Mohon tunggu...
Doddy Poerbo
Doddy Poerbo Mohon Tunggu... -

apalah arti sebuah nama

Selanjutnya

Tutup

Politik

Antara Go Jek dan Pengakuan NM

19 Desember 2015   01:46 Diperbarui: 19 Desember 2015   02:39 315
+
Laporkan Konten
Laporkan Akun
Kompasiana adalah platform blog. Konten ini menjadi tanggung jawab bloger dan tidak mewakili pandangan redaksi Kompas.
Lihat foto
Bagikan ide kreativitasmu dalam bentuk konten di Kompasiana | Sumber gambar: Freepik

Kemacetan menjadi pemborosan biaya transportasi yang memperkecil penghasilan para pekerja dan penguasaha sektor transportasi. Gojek atau sejenisnya mungkin menjadi solusi bagi pengguna jasa transportasi mengatasi masalah kemacetan namun makin memperkecil penghasilan para pekerja dan pengusaha sektor sektor transportasi yang ada.

Artinya, munculnya moda transportasi berbasis online seperti Gojek yang cukup dengan Rp. 1.000.0000 atau bahkan kurang dari jumlah tersebut langsung menarik minat pengusaha dadakan sektor transportasi, berbondong masyarakat terjun dalam usaha dadakan ini yang tergiur oleh penghasilan besar tanpa memeperhatikan implikasi sektor yang sudah berjalan.
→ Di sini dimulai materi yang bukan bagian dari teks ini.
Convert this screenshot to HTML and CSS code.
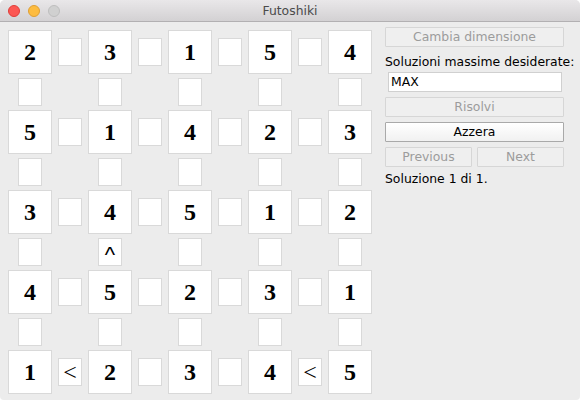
FILE: index.html
```html
<!DOCTYPE html>
<html lang="it">
<head>
<meta charset="utf-8">
<title>Futoshiki</title>
<link rel="stylesheet" href="styles.css">
</head>
<body>
<div class="window">
  <div class="titlebar">
    <div class="lights">
      <span class="light red"></span>
      <span class="light yellow"></span>
      <span class="light gray"></span>
    </div>
    <div class="title">Futoshiki</div>
    <div></div>
  </div>
  <div class="content">
    <div class="board">
      <div class="num">2</div><div class="h"></div><div class="num">3</div><div class="h"></div><div class="num">1</div><div class="h"></div><div class="num">5</div><div class="h"></div><div class="num">4</div>
      <div class="v"></div><div></div><div class="v"></div><div></div><div class="v"></div><div></div><div class="v"></div><div></div><div class="v"></div>
      <div class="num">5</div><div class="h"></div><div class="num">1</div><div class="h"></div><div class="num">4</div><div class="h"></div><div class="num">2</div><div class="h"></div><div class="num">3</div>
      <div class="v"></div><div></div><div class="v"></div><div></div><div class="v"></div><div></div><div class="v"></div><div></div><div class="v"></div>
      <div class="num">3</div><div class="h"></div><div class="num">4</div><div class="h"></div><div class="num">5</div><div class="h"></div><div class="num">1</div><div class="h"></div><div class="num">2</div>
      <div class="v"></div><div></div><div class="v caret">^</div><div></div><div class="v"></div><div></div><div class="v"></div><div></div><div class="v"></div>
      <div class="num">4</div><div class="h"></div><div class="num">5</div><div class="h"></div><div class="num">2</div><div class="h"></div><div class="num">3</div><div class="h"></div><div class="num">1</div>
      <div class="v"></div><div></div><div class="v"></div><div></div><div class="v"></div><div></div><div class="v"></div><div></div><div class="v"></div>
      <div class="num">1</div><div class="h">&lt;</div><div class="num">2</div><div class="h"></div><div class="num">3</div><div class="h"></div><div class="num">4</div><div class="h">&lt;</div><div class="num">5</div>
    </div>
    <div class="panel">
      <div class="btn disabled">Cambia dimensione</div>
      <div class="label">Soluzioni massime desiderate:</div>
      <div class="field">MAX</div>
      <div class="btn disabled gap">Risolvi</div>
      <div class="btn gap">Azzera</div>
      <div class="pair gap">
        <div class="btn disabled">Previous</div>
        <div class="btn disabled">Next</div>
      </div>
      <div class="status">Soluzione 1 di 1.</div>
    </div>
  </div>
</div>
</body>
</html>
```

FILE: styles.css
```css
* { box-sizing: border-box; }
html, body { margin: 0; padding: 0; background: #ffffff; }
.window {
  width: 580px;
  height: 400px;
  background: #ececec;
  border-radius: 5px 5px 4px 4px;
  overflow: hidden;
}
.titlebar {
  height: 22px;
  background: linear-gradient(#e9e7e9, #d3d1d3);
  border-bottom: 1px solid #b2b0b2;
  display: grid;
  grid-template-columns: 1fr auto 1fr;
  align-items: center;
}
.lights {
  display: flex;
  gap: 8px;
  padding-left: 8px;
  padding-top: 1px;
}
.light {
  width: 12px;
  height: 12px;
  border-radius: 50%;
  display: block;
}
.red { background: #fc5753; border: 1px solid #df3d39; }
.yellow { background: #fdbc40; border: 1px solid #de9f34; }
.gray { background: #d0d0d0; border: 1px solid #bdbdbd; }
.title {
  font-family: "DejaVu Sans", sans-serif;
  font-size: 12.4px;
  color: #4b4b4b;
}
.content {
  display: flex;
  align-items: flex-start;
  gap: 13px;
  padding-left: 8px;
}
.board {
  margin-top: 8px;
  display: grid;
  grid-template-columns: 44px 24px 44px 24px 44px 24px 44px 24px 44px;
  grid-template-rows: 44px 28px 44px 28px 44px 28px 44px 28px 44px;
  column-gap: 6px;
  row-gap: 4px;
}
.num {
  width: 44px;
  height: 44px;
  background: #ffffff;
  border: 1px solid #d9d9d9;
  font-family: "Liberation Serif", serif;
  font-weight: bold;
  font-size: 24px;
  line-height: 42px;
  text-align: center;
  color: #000;
}
.h, .v {
  width: 24px;
  height: 28px;
  background: #ffffff;
  border: 1px solid #d9d9d9;
  font-family: "Liberation Serif", serif;
  font-size: 24px;
  line-height: 26px;
  text-align: center;
  color: #000;
  align-self: center;
  justify-self: center;
}
.caret {
  font-family: "Liberation Sans", sans-serif;
  font-size: 22px;
  line-height: 32px;
  overflow: hidden;
}
.panel {
  width: 179px;
  padding-top: 5px;
  display: flex;
  flex-direction: column;
  font-family: "DejaVu Sans", sans-serif;
  font-size: 12.4px;
  color: #000;
}
.btn {
  height: 20px;
  line-height: 18px;
  text-align: center;
  border: 1px solid #a9a9a9;
  background: linear-gradient(#ffffff, #f1f1f1);
  border-radius: 1px;
  color: #000;
}
.btn.disabled {
  border-color: #d6d6d6;
  background: #efefef;
  color: #9c9c9c;
}
.gap { margin-top: 5px; }
.label {
  margin-top: 7px;
  line-height: 16px;
  white-space: nowrap;
}
.field {
  margin: 2px 2px 0 3px;
  height: 20px;
  line-height: 18px;
  background: #ffffff;
  border: 1px solid #d0d0d0;
  padding-left: 2px;
}
.pair {
  display: flex;
  gap: 5px;
}
.pair .btn { flex: 1; }
.status {
  margin-top: 4px;
  line-height: 16px;
}
```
Mungkin ini yang menjadi dasar pertimbangan menteri perhubungan yang lebih melihat dampak usaha dari pada masalah politik.
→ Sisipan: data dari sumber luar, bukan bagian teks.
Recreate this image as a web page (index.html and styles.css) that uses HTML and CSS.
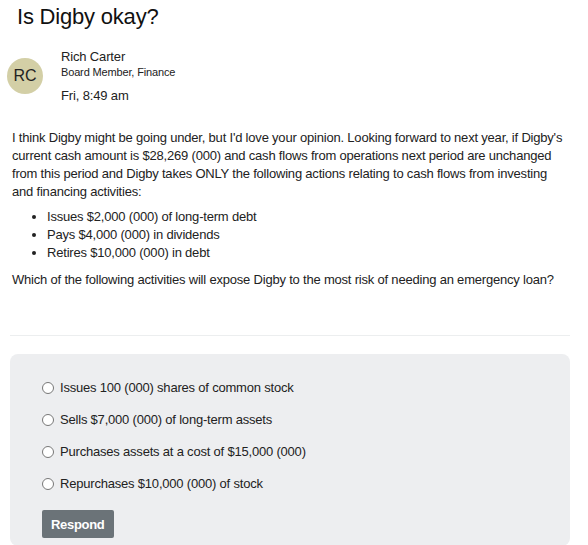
FILE: index.html
```html
<!DOCTYPE html>
<html>
<head>
<meta charset="utf-8">
<link rel="stylesheet" href="styles.css">
</head>
<body>
<div class="page">
  <h1 class="title">Is Digby okay?</h1>
  <div class="author">
    <div class="avatar">RC</div>
    <div class="meta">
      <div class="name">Rich Carter</div>
      <div class="role">Board Member, Finance</div>
      <div class="time">Fri, 8:49 am</div>
    </div>
  </div>
  <div class="body">
    <p class="para">I think Digby might be going under, but I'd love your opinion. Looking forward to next year, if Digby's current cash amount is $28,269 (000) and cash flows from operations next period are unchanged from this period and Digby takes ONLY the following actions relating to cash flows from investing and financing activities:</p>
    <ul class="list">
      <li>Issues $2,000 (000) of long-term debt</li>
      <li>Pays $4,000 (000) in dividends</li>
      <li>Retires $10,000 (000) in debt</li>
    </ul>
    <p class="question">Which of the following activities will expose Digby to the most risk of needing an emergency loan?</p>
  </div>
  <hr class="divider">
  <div class="answers">
    <label class="option"><input type="radio" name="a"><span>Issues 100 (000) shares of common stock</span></label>
    <label class="option"><input type="radio" name="a"><span>Sells $7,000 (000) of long-term assets</span></label>
    <label class="option"><input type="radio" name="a"><span>Purchases assets at a cost of $15,000 (000)</span></label>
    <label class="option"><input type="radio" name="a"><span>Repurchases $10,000 (000) of stock</span></label>
    <button class="respond">Respond</button>
  </div>
</div>
</body>
</html>
```

FILE: styles.css
```css
html, body {
  margin: 0;
  padding: 0;
  background: #fff;
}
body {
  font-family: "Liberation Sans", Arial, sans-serif;
  color: #222;
}
.page {
  padding: 0 18px 0 10px;
}
.title {
  margin: 0;
  padding: 4px 0 0 7px;
  font-size: 22px;
  font-weight: normal;
  line-height: 26px;
  letter-spacing: -0.2px;
  color: #111;
}
.author {
  display: flex;
  align-items: center;
  gap: 18px;
  margin-top: 18px;
}
.avatar {
  width: 36px;
  height: 36px;
  border-radius: 50%;
  background: #d3cfa6;
  color: #222;
  font-size: 16px;
  display: flex;
  align-items: center;
  justify-content: center;
  margin-left: -3px;
}
.meta {
  display: flex;
  flex-direction: column;
  letter-spacing: -0.15px;
}
.name {
  font-size: 13px;
  line-height: 16px;
  margin-top: 1px;
}
.role {
  font-size: 11px;
  line-height: 14px;
}
.time {
  font-size: 13px;
  line-height: 16px;
  margin-top: 9px;
}
.body {
  padding: 0 0 0 2px;
  font-size: 13px;
  line-height: 18px;
  margin-top: 25px;
  letter-spacing: -0.2px;
}
.para {
  margin: 0;
}
.list {
  margin: 7px 0 0 0;
  padding-left: 35px;
}
.question {
  margin: 9px 0 0 0;
}
.divider {
  border: 0;
  border-top: 1px solid #eceeef;
  margin: 46px 0 0 0;
}
.answers {
  margin-top: 18px;
  background: #edeef0;
  border-radius: 8px;
  padding: 17px 32px 8px 32px;
  display: flex;
  flex-direction: column;
  align-items: flex-start;
}
.option {
  display: flex;
  align-items: center;
  height: 32px;
  font-size: 13px;
  letter-spacing: -0.2px;
}
.option input {
  margin: 2px 6px 0 0;
  width: 12px;
  height: 12px;
}
.respond {
  margin-top: 11px;
  background: #6b7378;
  color: #fff;
  border: 0;
  border-radius: 2px;
  font-family: "Liberation Sans", Arial, sans-serif;
  font-weight: bold;
  font-size: 13px;
  letter-spacing: -0.3px;
  padding: 0 9px;
  height: 28px;
}
```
Yang menjadi pertanyaan, bagaimana nasib para pekerja dan penguasaha yang nota bene mengikuti perundang2an yang berlaku ? Untuk pembenaran keputusan membolehkan Go Jek beroperasi maka muncul argumentasi undang-undangnya yang salah. Padahal, yang terjadi adalah tidak selarasnya pembangunan infrastruktur dengan perkembangan jumlah kendaraan sehingga terjadi penumpukan konsentrasi kendaraan hampir diseluruh ruas jalan.

Kebijakan yang bersifat kanibalisme, memberi satu peluang dengan membunuh peluang yang lain bukanlah menjadi sebuah jalan keluar yang tepat. Sebab akan muncul masalah lain yang tentunya harus dicarikan solusi. Namun, jika keputusan lebih bersifat politis, undang2 akan sulit diterapkan. Sehingga dalam melarang atau membolehkan beroperasinya gojek lebih bersifat berdasarkan opini dan undang2 menjadi salah, masuk keranjang sampah karena opini yang dibangun.
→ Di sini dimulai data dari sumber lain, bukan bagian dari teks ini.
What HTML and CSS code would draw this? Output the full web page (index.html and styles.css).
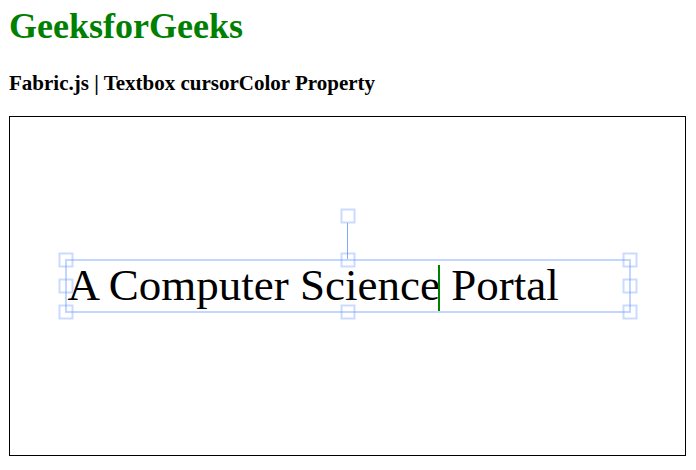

Tidak ada kepastian hukum seperti ini tentunya menjadi bahan pertimbangan investasi lainnya sementara peluang kerja sangat dibutuhkan oleh masyarakat.  Lebih dari itu, amannya sebuah investasi sangat tergantung  dari pemegang keputusan yang makin menyuburkan nepotisme kolusi dan korupsi.

Situasi yang berkembang seperti ini yang mendorong para penguasaha menjadi politikus sehingga tak mengherankan banyak penguasaha sukses terjun dalam dunia politik yang tak lain untuk mengamankan investasi dan mempermulus pengembangan usahanya.  Seperti halnya kasus Freeport tak lebih tak kurang karena budaya yang berkembang dalam politik Indonesia lebih pada tujuan untuk mengembangkan usaha para penguasaha itu.

Kedaulatan milik rakyat, namun faktanya untuk dapat menerima amanat rakyat harus merogoh kocek dalam-dalam karena ongkos untuk mendapatkan amanat rakyat yang sangat mahal. Riuh rendah tuntutan rakyat menjadi dinamika politik sehari-hari yang memunculkan meme meme yang cukup menggelitik.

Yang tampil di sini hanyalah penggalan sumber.